Bibliothèque nationale de France, Paris, Dominique Perrault, 1996. The book stacks, which are not accessible to the public, are located in the library towers.
We can, therefore, conclude that the question of the future of function and form in library design needs to be addressed separately. Changes to the function do not automatically entail changes to the building form.
While most librarians agree that the function of libraries is changing drastically, architects are not convinced that architectural form is shifting to the same radical degree as it did during the period of early Modernism. Indeed, some recent examples have successfully demonstrated that classical spatial concepts can still be a viable option and offer potential for further development.
Footnotes
Friedrich Weinbrenner, Briefe und Aufsätze, collated by Arthur Valdenaire. Karlsruhe: G. Braun, 1926.
J. C. Loudon, An Encyclopedia of Cottage, Farm and Villa Architecture and Furniture, 1833.
Le Corbusier, Vers une architecture.

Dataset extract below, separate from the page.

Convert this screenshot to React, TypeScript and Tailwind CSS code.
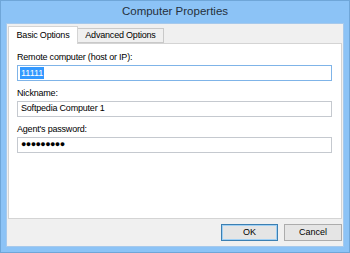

Paris: G. Crès, 1923 (English: Towards a New Architecture. London: J. Rodker, 1931; and Jean-Louis Cohen (ed.), Toward an Architecture, new translation by John Goodman. Los Angeles: Getty Publications, 2007, p. 214.)
Hugo Häring, “Form der Leistungserfüllung”, Innen-Dekoration, October 1932, p. 361.
Michel Foucault, “Different Spaces”, trans. R. Hurley, in Michel Foucault, Essential Works of Foucault 1954–1984, 2 vols., London: Penguin, 1998, p. 182.